Member of the Bihar Legislative Assembly
- In office 1980–1990
- Preceded by: Islamuddin Baghi
- Succeeded by: Islamuddin Baghi
- In office 1969–1977
- Preceded by: Dilip Narayan Jha
- Succeeded by: Islamuddin Bagi
- Constituency: Bahadurganj

Personal details
- Born: 2 January 1928 Gangi, Dist- Purnea (now- Kishanganj ), Bihar
- Died: 25 October 2013 (aged 85) Gangi, Kishanganj
- Party: Indian National Congress
- Spouse: Mehrun Nisha Begum
- Children: 8
- Alma mater: Patna Science College (M.Sc.)

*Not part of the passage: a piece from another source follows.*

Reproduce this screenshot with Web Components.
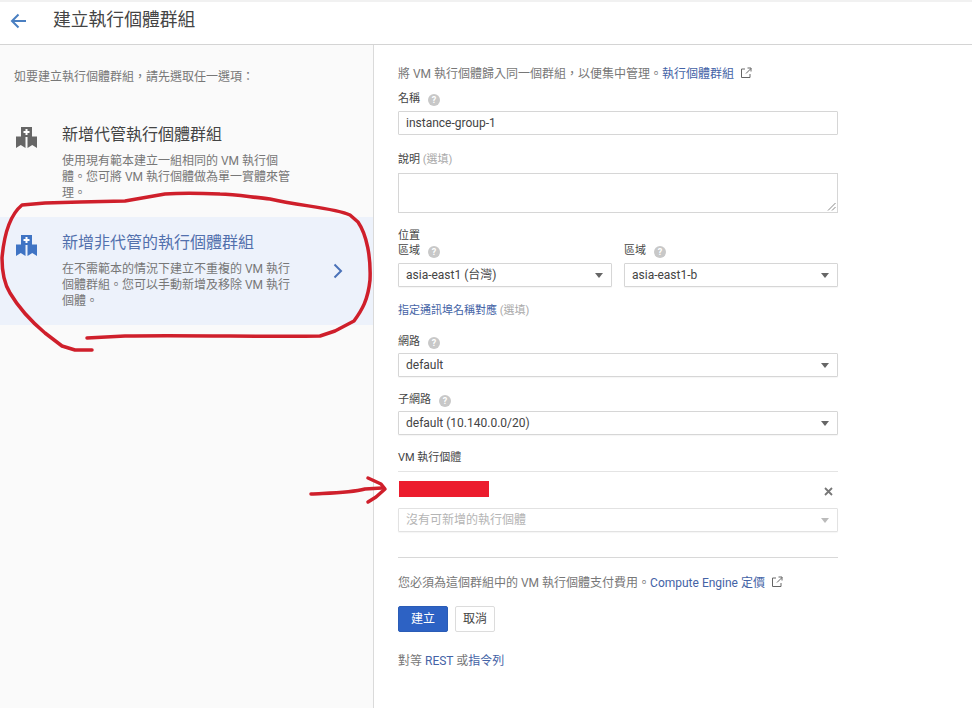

= Najmuddin (politician) =

Indian politician

Najmuddin (1928-2013) was an Indian social reformer and politician who was active in politics for four decades, and was the Indian National Congress member of the Bihar Legislative Assembly from Bahadurganj constituency.

== Early life ==
Najmuddin was born at Gangi village in Purnia district on 2 January 1928. He received his Master of Science in Mathematics from Science College Patna University, Patna. He was awarded Gold Medal. Before entering active politics, he worked as an Assistant Principal in Russel High School Bahadurganj, Kishanganj.

== Political career ==
=== Member of Legislative Assembly ===
He was elected as a Member of the Legislative Assembly from Bahadurganj Vidhan Sabha constituency in 1969 and 1972. He was placed second in the 1977 elections and won the seat again in 1980 and 1985. He was again placed second in 1990.

=== Positions held ===

He was appointed General Secretary of the Bihar Pradesh Congress Committee (BPCC) in 1982 and worked  with late Shri Dumer Lal Baitha during the tenure of his Presidency. In 1991 he was appointed president of the District Core Committee (DCC) Kishanganj. He was appointed and worked as Chairman of Bihar State Panchayat Finance Corporation in 1981 to 1989. He was appointed Chairman for five years of Bihar State Electricity Advisory Board Purnia Circle in 1972, also elected Hon. Joint Secretary and Director of the Purnia district. District Central Co-operative Bank (DCCB) Ltd. Purnia several times between 1969 and 1995. Also appointed Vice-Chairman of the District Board, Purnia Bihar 1974. He died on 25 October 2013.

=== Social Activities ===

- Founder of public Library at Gangi Hat.
- Founder and Secretary of National Academy High School Gangi Hat, Kishanganj.
- Founder and Secretary of Nehru College, Bahadurganj, Dist. Kishanganj.
- Founder and Secretary of Bahadurganj College Bahadurganj, Dist. Kishanganj.
- President of Najmuddin Yuva Mandal (NGO), Gangi Hat.
- President of Mehrun Nisha Mahila Vikas Mandal.